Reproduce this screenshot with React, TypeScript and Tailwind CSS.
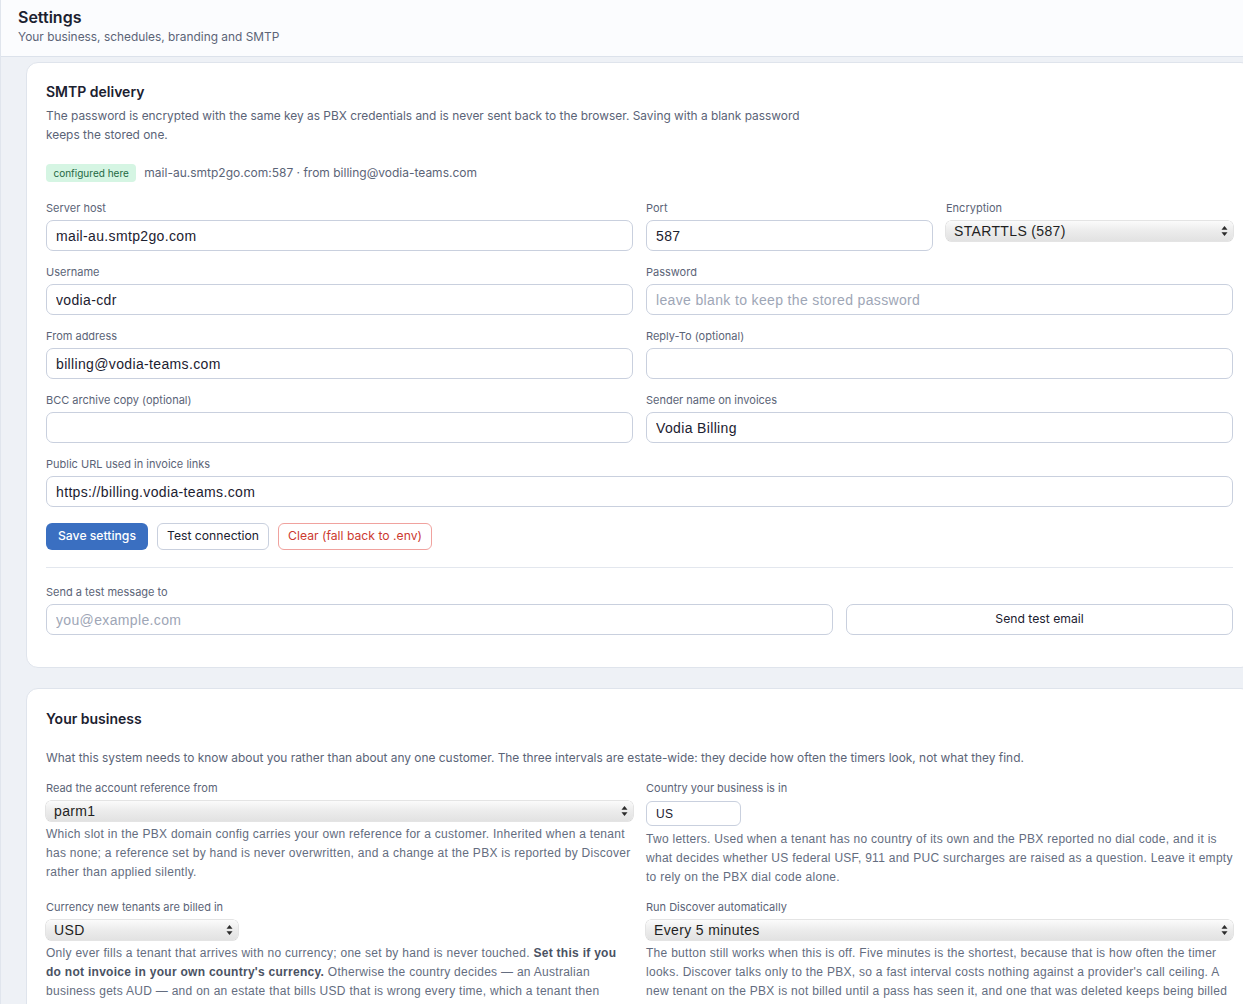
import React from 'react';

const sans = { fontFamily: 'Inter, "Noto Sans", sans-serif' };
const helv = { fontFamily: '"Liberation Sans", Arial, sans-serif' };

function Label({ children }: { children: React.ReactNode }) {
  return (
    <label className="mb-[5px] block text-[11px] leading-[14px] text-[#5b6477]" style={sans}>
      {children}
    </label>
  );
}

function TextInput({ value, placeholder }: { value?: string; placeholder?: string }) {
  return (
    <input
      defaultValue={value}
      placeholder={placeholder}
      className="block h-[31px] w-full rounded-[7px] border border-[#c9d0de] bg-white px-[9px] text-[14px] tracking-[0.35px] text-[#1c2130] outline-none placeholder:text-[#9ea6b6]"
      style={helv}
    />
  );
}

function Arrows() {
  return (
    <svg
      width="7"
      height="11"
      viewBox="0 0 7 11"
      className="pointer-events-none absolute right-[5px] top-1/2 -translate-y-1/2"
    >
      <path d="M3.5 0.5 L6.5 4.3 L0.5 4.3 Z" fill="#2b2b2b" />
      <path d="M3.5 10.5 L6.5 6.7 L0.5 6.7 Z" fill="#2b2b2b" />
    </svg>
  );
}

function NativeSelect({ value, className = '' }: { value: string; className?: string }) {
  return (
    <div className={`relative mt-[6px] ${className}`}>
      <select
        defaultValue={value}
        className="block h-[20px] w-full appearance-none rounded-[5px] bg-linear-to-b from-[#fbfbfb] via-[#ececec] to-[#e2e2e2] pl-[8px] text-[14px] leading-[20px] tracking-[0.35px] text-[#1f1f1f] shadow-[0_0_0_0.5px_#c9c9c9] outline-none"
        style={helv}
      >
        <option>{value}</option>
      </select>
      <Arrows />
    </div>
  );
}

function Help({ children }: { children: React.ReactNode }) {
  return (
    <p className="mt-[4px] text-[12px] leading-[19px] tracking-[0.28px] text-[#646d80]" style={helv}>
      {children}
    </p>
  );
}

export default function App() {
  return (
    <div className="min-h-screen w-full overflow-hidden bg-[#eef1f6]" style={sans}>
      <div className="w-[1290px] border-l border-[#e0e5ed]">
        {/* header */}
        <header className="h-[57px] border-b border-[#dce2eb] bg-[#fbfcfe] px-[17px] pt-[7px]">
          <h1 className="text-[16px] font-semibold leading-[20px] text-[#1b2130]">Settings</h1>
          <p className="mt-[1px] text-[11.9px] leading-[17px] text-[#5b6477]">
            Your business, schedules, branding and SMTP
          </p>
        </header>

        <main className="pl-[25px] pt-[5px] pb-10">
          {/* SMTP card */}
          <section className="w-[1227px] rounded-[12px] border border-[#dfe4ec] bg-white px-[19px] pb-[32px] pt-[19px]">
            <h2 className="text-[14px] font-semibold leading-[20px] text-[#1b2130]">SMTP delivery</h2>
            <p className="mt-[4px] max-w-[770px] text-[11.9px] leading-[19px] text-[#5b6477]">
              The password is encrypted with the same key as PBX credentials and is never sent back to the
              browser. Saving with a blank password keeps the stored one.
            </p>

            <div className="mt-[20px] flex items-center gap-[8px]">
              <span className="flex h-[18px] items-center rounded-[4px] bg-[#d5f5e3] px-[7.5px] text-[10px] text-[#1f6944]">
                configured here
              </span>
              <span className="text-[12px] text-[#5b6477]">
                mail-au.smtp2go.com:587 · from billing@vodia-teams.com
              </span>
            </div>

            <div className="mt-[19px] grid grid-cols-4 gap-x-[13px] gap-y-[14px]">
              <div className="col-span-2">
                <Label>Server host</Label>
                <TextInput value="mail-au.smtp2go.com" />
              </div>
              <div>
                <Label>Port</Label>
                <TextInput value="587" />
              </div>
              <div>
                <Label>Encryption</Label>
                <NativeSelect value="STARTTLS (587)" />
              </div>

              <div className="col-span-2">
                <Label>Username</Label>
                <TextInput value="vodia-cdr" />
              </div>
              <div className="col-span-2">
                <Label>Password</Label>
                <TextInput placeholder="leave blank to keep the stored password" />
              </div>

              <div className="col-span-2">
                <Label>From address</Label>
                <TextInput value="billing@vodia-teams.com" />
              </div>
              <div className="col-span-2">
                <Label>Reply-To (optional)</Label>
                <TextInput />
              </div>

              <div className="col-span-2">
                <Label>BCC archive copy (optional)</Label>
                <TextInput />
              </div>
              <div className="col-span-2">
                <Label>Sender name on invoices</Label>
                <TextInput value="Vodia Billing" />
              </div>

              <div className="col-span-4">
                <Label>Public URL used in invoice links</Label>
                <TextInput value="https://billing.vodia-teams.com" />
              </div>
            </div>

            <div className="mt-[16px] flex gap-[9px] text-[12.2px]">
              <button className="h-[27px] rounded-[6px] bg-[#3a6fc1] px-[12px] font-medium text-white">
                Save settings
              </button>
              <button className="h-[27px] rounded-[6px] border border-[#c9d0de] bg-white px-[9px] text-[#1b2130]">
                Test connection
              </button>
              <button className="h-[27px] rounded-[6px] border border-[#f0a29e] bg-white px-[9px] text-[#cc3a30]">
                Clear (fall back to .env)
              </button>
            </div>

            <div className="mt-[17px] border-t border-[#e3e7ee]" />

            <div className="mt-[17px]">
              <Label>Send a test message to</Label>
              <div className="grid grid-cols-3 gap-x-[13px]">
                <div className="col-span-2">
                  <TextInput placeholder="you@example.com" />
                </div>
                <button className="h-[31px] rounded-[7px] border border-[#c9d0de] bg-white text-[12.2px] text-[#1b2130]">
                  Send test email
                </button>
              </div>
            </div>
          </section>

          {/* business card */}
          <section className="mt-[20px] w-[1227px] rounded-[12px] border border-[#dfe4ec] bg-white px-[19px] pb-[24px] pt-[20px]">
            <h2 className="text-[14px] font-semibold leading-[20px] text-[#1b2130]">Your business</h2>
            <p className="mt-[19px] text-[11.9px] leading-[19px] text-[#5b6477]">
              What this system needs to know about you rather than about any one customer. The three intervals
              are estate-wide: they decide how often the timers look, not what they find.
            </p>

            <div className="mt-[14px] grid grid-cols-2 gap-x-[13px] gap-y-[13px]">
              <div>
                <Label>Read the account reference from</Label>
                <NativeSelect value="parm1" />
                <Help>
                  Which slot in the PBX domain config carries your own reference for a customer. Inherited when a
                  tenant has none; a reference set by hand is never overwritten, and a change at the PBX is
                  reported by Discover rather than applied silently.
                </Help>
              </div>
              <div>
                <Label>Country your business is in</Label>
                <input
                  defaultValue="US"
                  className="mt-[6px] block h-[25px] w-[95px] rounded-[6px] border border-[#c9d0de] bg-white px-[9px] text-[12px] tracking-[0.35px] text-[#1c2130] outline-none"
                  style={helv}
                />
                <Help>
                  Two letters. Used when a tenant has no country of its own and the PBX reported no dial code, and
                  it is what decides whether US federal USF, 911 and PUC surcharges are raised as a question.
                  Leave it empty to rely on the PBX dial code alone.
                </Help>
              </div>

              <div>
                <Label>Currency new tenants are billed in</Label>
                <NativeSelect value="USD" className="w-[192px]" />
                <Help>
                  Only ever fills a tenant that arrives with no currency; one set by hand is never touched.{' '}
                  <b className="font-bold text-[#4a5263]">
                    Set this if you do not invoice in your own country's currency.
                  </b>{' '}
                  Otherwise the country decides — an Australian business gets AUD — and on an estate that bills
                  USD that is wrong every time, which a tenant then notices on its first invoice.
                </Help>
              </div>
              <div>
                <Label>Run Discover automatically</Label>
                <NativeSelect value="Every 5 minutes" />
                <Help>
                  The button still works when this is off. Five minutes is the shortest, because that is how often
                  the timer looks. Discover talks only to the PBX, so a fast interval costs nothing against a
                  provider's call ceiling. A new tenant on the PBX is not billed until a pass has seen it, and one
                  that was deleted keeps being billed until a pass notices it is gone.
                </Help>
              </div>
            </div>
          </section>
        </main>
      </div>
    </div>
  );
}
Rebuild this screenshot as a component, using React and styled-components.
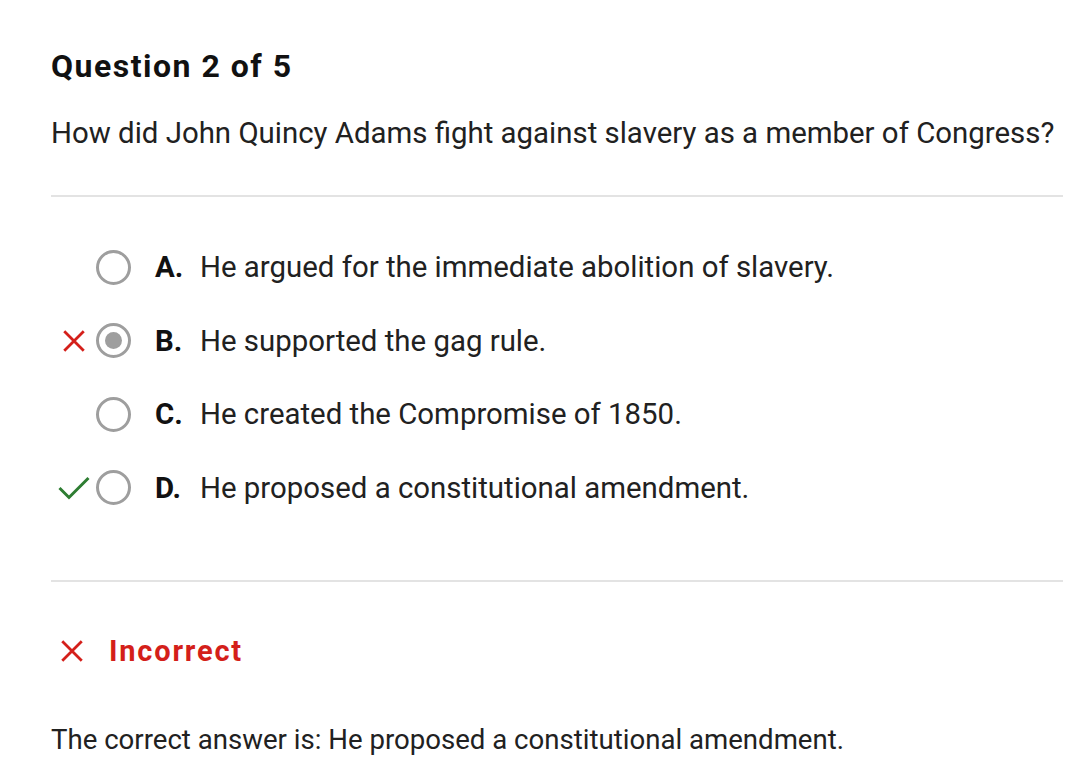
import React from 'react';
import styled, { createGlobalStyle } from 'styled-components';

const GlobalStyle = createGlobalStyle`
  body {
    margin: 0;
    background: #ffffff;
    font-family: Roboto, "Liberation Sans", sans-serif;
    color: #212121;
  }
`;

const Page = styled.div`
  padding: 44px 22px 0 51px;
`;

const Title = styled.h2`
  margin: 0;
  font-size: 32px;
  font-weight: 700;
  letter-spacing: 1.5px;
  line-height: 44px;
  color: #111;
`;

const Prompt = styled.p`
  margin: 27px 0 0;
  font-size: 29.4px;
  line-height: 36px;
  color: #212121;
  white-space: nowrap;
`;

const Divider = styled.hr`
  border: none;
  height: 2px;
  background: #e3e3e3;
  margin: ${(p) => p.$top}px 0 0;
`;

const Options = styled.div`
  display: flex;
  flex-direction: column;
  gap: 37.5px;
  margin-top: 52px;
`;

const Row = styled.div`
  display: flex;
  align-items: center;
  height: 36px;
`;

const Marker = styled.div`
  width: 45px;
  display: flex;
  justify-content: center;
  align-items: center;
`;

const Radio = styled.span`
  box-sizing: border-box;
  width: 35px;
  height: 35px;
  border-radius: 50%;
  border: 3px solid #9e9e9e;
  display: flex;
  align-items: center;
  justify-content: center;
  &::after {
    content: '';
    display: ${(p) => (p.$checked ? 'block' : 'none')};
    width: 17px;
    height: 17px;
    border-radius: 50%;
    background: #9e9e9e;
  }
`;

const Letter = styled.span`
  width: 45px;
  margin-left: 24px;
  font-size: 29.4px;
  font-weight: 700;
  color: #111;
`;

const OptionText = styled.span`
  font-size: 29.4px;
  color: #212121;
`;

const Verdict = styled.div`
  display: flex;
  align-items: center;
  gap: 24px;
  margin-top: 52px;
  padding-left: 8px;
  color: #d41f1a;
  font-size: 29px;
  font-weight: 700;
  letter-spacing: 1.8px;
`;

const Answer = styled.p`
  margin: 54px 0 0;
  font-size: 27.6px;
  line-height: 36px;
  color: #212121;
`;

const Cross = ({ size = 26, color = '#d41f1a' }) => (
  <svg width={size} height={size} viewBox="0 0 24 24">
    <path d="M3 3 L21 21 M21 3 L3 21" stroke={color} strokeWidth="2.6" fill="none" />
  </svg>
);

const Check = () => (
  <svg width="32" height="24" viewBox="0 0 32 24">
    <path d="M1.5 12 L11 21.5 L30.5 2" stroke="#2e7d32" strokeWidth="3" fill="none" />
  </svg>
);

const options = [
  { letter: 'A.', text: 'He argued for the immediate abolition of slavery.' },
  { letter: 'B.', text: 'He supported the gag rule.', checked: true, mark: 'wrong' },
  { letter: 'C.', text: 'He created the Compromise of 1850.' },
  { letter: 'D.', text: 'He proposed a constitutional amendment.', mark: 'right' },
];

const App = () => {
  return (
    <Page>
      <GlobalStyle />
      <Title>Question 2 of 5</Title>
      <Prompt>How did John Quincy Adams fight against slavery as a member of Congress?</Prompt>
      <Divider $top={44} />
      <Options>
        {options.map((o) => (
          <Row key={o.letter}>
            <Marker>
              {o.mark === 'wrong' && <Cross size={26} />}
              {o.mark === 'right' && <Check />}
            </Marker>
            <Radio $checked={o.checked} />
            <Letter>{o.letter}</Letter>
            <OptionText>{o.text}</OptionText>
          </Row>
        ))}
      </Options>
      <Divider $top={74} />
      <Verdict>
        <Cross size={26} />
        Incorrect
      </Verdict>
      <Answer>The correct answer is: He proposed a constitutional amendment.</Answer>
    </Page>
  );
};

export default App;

● EXERCISE
Extract all lines of the records above that include "screenshot".

● ANSWER TO THIS TASK
Reproduce this screenshot with React, TypeScript and Tailwind CSS.
Rebuild this screenshot as a component, using React and styled-components.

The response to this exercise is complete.